Your pension is only one piece of your personal finance puzzle. The other parts build the world around us too. These are your next steps once you’ve ticked off your pension.
When you put money in a bank account it doesn’t just sit underground in their vault. Banks use this money to provide loans to businesses. These businesses do things in the world, some do good and some cause harm. Without funding from banks, many businesses and projects would struggle to operate.
Decisions about which businesses banks lend to are usually made on financial grounds. However, there are banks that won’t fund certain companies or industries. If this is important to you, you can choose to entrust your savings with them. Then you can feel secure knowing that your money isn’t being loaned out to fund a project or company you disagree with.
What can you do? You can research which ethical banks are out there and switch if you want to. Here are a couple of resources to help you do that:
Investment accounts such as ISAs work quite similarly to pensions. Your money goes into a fund which is used to buy lots of different financial products. There may or may not be ethical criteria that guide investment decisions. It could be that the money in your investment account is building a world you’re uncomfortable with.
What can you do? Start by searching the name of your ISA/investment provider plus ‘responsible investment policy’. Look out for information on investments (do they say they exclude or target investment at any companies or sectors?) and engagement (they might this stewardship). Then shop around for a good ethical investment.
ShareAction is a campaigning charity who believe that our money can change everything. We are trying to make sure the investment system acts responsibly by prioritising the long-term health of people and planet over short term-profit. Our money should power social progress.
Some of the biggest players in the investment system are the pension providers who manage our money. We work to make sure they aren’t using our money in a way that clashes with our values, but instead are using it to build the world we want, and helping it to grow so we have enough to retire on. We work across the system, lobbying policy-makers and pension schemes directly as well as educating and mobilising individual people around the power their pension has.
Find out more here.
Found a word on this site you don’t understand? You’re not alone. The world of money can be quite confusing, filled to the brim with a load of jargon that makes our pensions seem a lot more complicated than they actually are. Use our handy jargon-buster to get on top of the lingo.
AGM Questions: Shareholders have the right to hold companies accountable at their Annual General Meetings (AGMs). One of the ways they can do so is by asking questions directly to the board.
Annual management charge (AMC): The amount of money your pension provider charges you for managing your money – usually expressed as a percentage.
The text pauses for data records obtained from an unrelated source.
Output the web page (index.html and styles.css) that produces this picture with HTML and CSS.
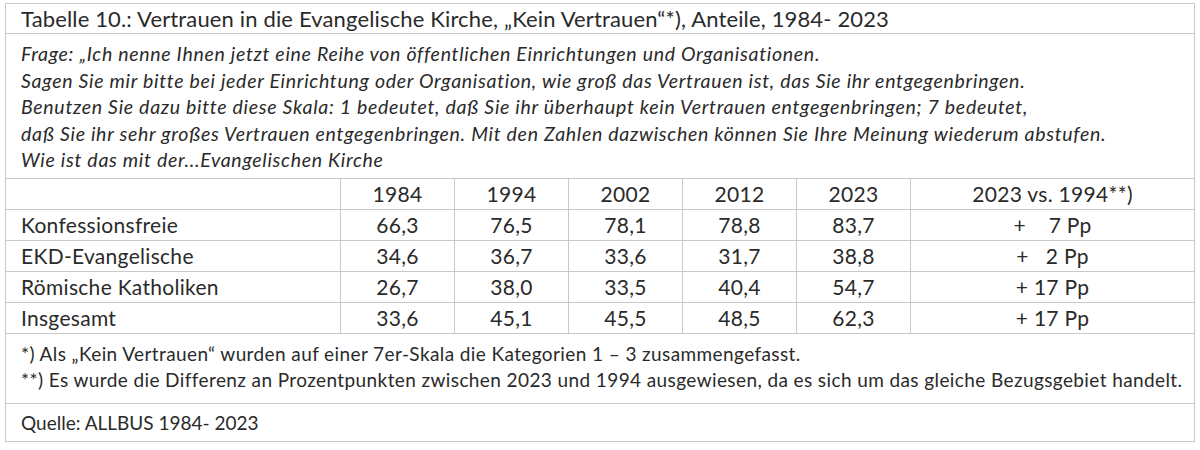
FILE: index.html
```html
<!DOCTYPE html>
<html lang="de">
<head>
<meta charset="utf-8">
<link rel="stylesheet" href="styles.css">
</head>
<body>
<table class="tbl">
  <colgroup>
    <col class="c-label">
    <col class="c-num"><col class="c-num"><col class="c-num"><col class="c-num"><col class="c-num">
    <col class="c-diff">
  </colgroup>
  <tr class="r-title"><td colspan="7">Tabelle 10.: Vertrauen in die Evangelische Kirche, „Kein Vertrauen“*), Anteile, 1984- 2023</td></tr>
  <tr class="r-question"><td colspan="7">Frage: „Ich nenne Ihnen jetzt eine Reihe von öffentlichen Einrichtungen und Organisationen.<br>Sagen Sie mir bitte bei jeder Einrichtung oder Organisation, wie groß das Vertrauen ist, das Sie ihr entgegenbringen.<br>Benutzen Sie dazu bitte diese Skala: 1 bedeutet, daß Sie ihr überhaupt kein Vertrauen entgegenbringen; 7 bedeutet,<br>daß Sie ihr sehr großes Vertrauen entgegenbringen. Mit den Zahlen dazwischen können Sie Ihre Meinung wiederum abstufen.<br>Wie ist das mit der...Evangelischen Kirche</td></tr>
  <tr class="r-data"><td></td><td>1984</td><td>1994</td><td>2002</td><td>2012</td><td>2023</td><td>2023 vs. 1994**)</td></tr>
  <tr class="r-data"><td>Konfessionsfreie</td><td>66,3</td><td>76,5</td><td>78,1</td><td>78,8</td><td>83,7</td><td>+&nbsp;&nbsp;&nbsp; 7 Pp</td></tr>
  <tr class="r-data"><td>EKD-Evangelische</td><td>34,6</td><td>36,7</td><td>33,6</td><td>31,7</td><td>38,8</td><td>+&nbsp;&nbsp; 2 Pp</td></tr>
  <tr class="r-data"><td>Römische Katholiken</td><td>26,7</td><td>38,0</td><td>33,5</td><td>40,4</td><td>54,7</td><td>+ 17 Pp</td></tr>
  <tr class="r-data"><td>Insgesamt</td><td>33,6</td><td>45,1</td><td>45,5</td><td>48,5</td><td>62,3</td><td>+ 17 Pp</td></tr>
  <tr class="r-notes"><td colspan="7">*) Als „Kein Vertrauen“ wurden auf einer 7er-Skala die Kategorien 1 – 3 zusammengefasst.<br>**) Es wurde die Differenz an Prozentpunkten zwischen 2023 und 1994 ausgewiesen, da es sich um das gleiche Bezugsgebiet handelt.</td></tr>
  <tr class="r-source"><td colspan="7">Quelle: ALLBUS 1984- 2023</td></tr>
</table>
</body>
</html>
```

FILE: styles.css
```css
html, body {
  margin: 0;
  padding: 0;
  background: #ffffff;
}
body {
  padding: 3px 0 0 5px;
  font-family: Lato, "Open Sans", sans-serif;
  color: #2a2a2a;
}
.tbl {
  border-collapse: collapse;
  width: 1189px;
  table-layout: fixed;
}
.tbl td {
  border: 1px solid #c9c9c9;
  padding: 0;
  white-space: nowrap;
}
.c-label { width: 335px; }
.c-num { width: 114px; }
.c-diff { width: 284px; }

.r-title td {
  height: 29px;
  font-size: 22px;
  letter-spacing: 0.15px;
  padding-left: 15px;
  line-height: 29px;
}
.r-question td {
  height: 145px;
  font-size: 19.5px;
  letter-spacing: 0.7px;
  font-style: italic;
  line-height: 26.5px;
  padding-left: 15px;
  box-sizing: border-box;
  padding-top: 7px;
  vertical-align: top;
}
.r-data td {
  height: 30px;
  font-size: 21px;
  letter-spacing: 0.3px;
  line-height: 30px;
  text-align: center;
}
.r-data td:first-child {
  text-align: left;
  padding-left: 15px;
}
.r-notes td {
  height: 70px;
  font-size: 19px;
  letter-spacing: 0.4px;
  line-height: 26px;
  padding-left: 15px;
  vertical-align: top;
  padding-top: 7px;
  box-sizing: border-box;
}
.r-source td {
  height: 37px;
  font-size: 19px;
  letter-spacing: 0;
  line-height: 37px;
  padding-left: 15px;
}
```
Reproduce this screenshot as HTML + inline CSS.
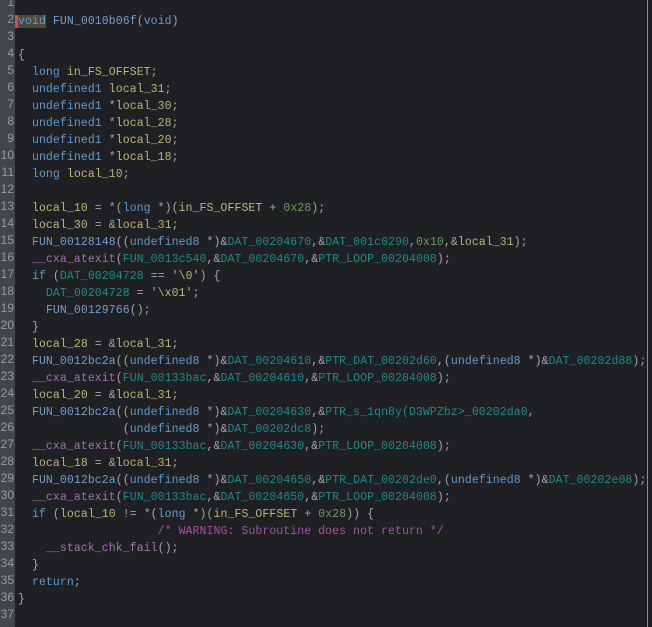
<!DOCTYPE html>
<html><head><meta charset="utf-8"><style>
html,body{margin:0;padding:0;}
body{width:652px;height:627px;overflow:hidden;background:#1f2023;position:relative;font-family:"Liberation Mono",monospace;font-size:11.5px;}
#g{position:absolute;left:0;top:0;width:15px;height:627px;background:#434649;}
#gn{position:absolute;left:0;top:-6.5px;width:14px;text-align:right;color:#9a9da0;font-family:"Liberation Sans",sans-serif;font-size:12px;line-height:17px;white-space:pre;}
#code{position:absolute;left:18px;top:-4.5px;white-space:pre;color:#a6a6a6;margin:0;font:inherit;line-height:17px;letter-spacing:0.08px;}
#rb{position:absolute;left:647px;top:0;width:1px;height:627px;background:#8a8a8a;}
.k{color:#5f9bcf}.f{color:#6f9fd0}.c{color:#a66fb8}.v{color:#bdb476}.g{color:#1d8b8b}.n{color:#6b9e5b}.s{color:#bdb476}.m{color:#a850a8}
.hl{background:#4b4a3d;box-shadow:-3px 0 0 #d05050;}
</style></head><body>
<div id="g"><div id="gn">1
2
3
4
5
6
7
8
9
10
11
12
13
14
15
16
17
18
19
20
21
22
23
24
25
26
27
28
29
30
31
32
33
34
35
36
37</div></div>
<pre id="code">

<span class="k hl">void</span> <span class="f">FUN_0010b06f</span>(<span class="k">void</span>)

{
  <span class="k">long</span> <span class="v">in_FS_OFFSET</span>;
  <span class="k">undefined1</span> <span class="v">local_31</span>;
  <span class="k">undefined1</span> *<span class="v">local_30</span>;
  <span class="k">undefined1</span> *<span class="v">local_28</span>;
  <span class="k">undefined1</span> *<span class="v">local_20</span>;
  <span class="k">undefined1</span> *<span class="v">local_18</span>;
  <span class="k">long</span> <span class="v">local_10</span>;

  <span class="v">local_10</span> = *(<span class="k">long</span> *)(<span class="v">in_FS_OFFSET</span> + <span class="n">0x28</span>);
  <span class="v">local_30</span> = &amp;<span class="v">local_31</span>;
  <span class="f">FUN_00128148</span>((<span class="k">undefined8</span> *)&amp;<span class="g">DAT_00204670</span>,&amp;<span class="g">DAT_001c0290</span>,<span class="n">0x10</span>,&amp;<span class="v">local_31</span>);
  <span class="c">__cxa_atexit</span>(<span class="g">FUN_0013c540</span>,&amp;<span class="g">DAT_00204670</span>,&amp;<span class="g">PTR_LOOP_00204008</span>);
  <span class="k">if</span> (<span class="g">DAT_00204728</span> == <span class="s">'\0'</span>) {
    <span class="g">DAT_00204728</span> = <span class="s">'\x01'</span>;
    <span class="f">FUN_00129766</span>();
  }
  <span class="v">local_28</span> = &amp;<span class="v">local_31</span>;
  <span class="f">FUN_0012bc2a</span>((<span class="k">undefined8</span> *)&amp;<span class="g">DAT_00204610</span>,&amp;<span class="g">PTR_DAT_00202d60</span>,(<span class="k">undefined8</span> *)&amp;<span class="g">DAT_00202d88</span>);
  <span class="c">__cxa_atexit</span>(<span class="g">FUN_00133bac</span>,&amp;<span class="g">DAT_00204610</span>,&amp;<span class="g">PTR_LOOP_00204008</span>);
  <span class="v">local_20</span> = &amp;<span class="v">local_31</span>;
  <span class="f">FUN_0012bc2a</span>((<span class="k">undefined8</span> *)&amp;<span class="g">DAT_00204630</span>,&amp;<span class="g">PTR_s_1qn8y(D3WPZbz&gt;_00202da0</span>,
               (<span class="k">undefined8</span> *)&amp;<span class="g">DAT_00202dc8</span>);
  <span class="c">__cxa_atexit</span>(<span class="g">FUN_00133bac</span>,&amp;<span class="g">DAT_00204630</span>,&amp;<span class="g">PTR_LOOP_00204008</span>);
  <span class="v">local_18</span> = &amp;<span class="v">local_31</span>;
  <span class="f">FUN_0012bc2a</span>((<span class="k">undefined8</span> *)&amp;<span class="g">DAT_00204650</span>,&amp;<span class="g">PTR_DAT_00202de0</span>,(<span class="k">undefined8</span> *)&amp;<span class="g">DAT_00202e08</span>);
  <span class="c">__cxa_atexit</span>(<span class="g">FUN_00133bac</span>,&amp;<span class="g">DAT_00204650</span>,&amp;<span class="g">PTR_LOOP_00204008</span>);
  <span class="k">if</span> (<span class="v">local_10</span> != *(<span class="k">long</span> *)(<span class="v">in_FS_OFFSET</span> + <span class="n">0x28</span>)) {
                    <span class="m">/* WARNING: Subroutine does not return */</span>
    <span class="c">__stack_chk_fail</span>();
  }
  <span class="k">return</span>;
}
</pre>
<div id="rb"></div>
</body></html>
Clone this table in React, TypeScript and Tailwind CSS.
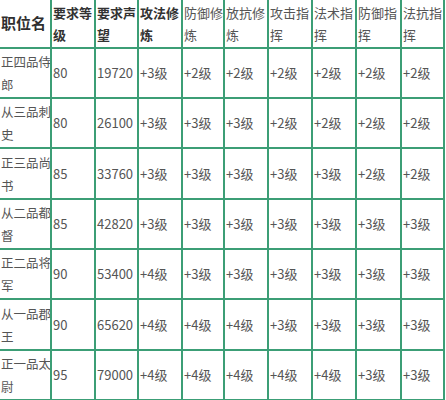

This is capped at 0.75% for default funds.
Asset manager: A company which receives money from investors such as pension providers, and manages some investment processes, such as the buying of company shares and engagement.
Automatic enrolment: A government policy, brought into force in 2012 which meant that every employee is automatically enrolled into a pension provider by their employer. In the past, employees needed to opt-in to save for a pension. Now, they have to opt-out.
Bond: a type of investment that pension providers invest in. When companies or governments want to fund a project, but can’t afford it, they will offer bonds to investors like pension providers. Investors lend money for the project and receive it back with extra interest as the project makes money.
Company shares (also known as equities): a type of investment that pension providers invest in. Publicly listed companies are divided into shares. If you own all of the shares in a company, you own all of that company, if you own a tenth of the shares, you own a tenth of the company etc… Shares go up and down in value depending on how a company performs. Owning shares means you can hold companies to account, for instance by asking questions and voting on company matters at their annual general meetings (AGMs). As more investors buy shares, share price goes up. As more investors sell shares, share price goes down. Having a high share price makes it easier for companies to raise new funds, takeover other businesses and keep hold of staff. Our pensions being invested in the biggest companies keeps their share price high.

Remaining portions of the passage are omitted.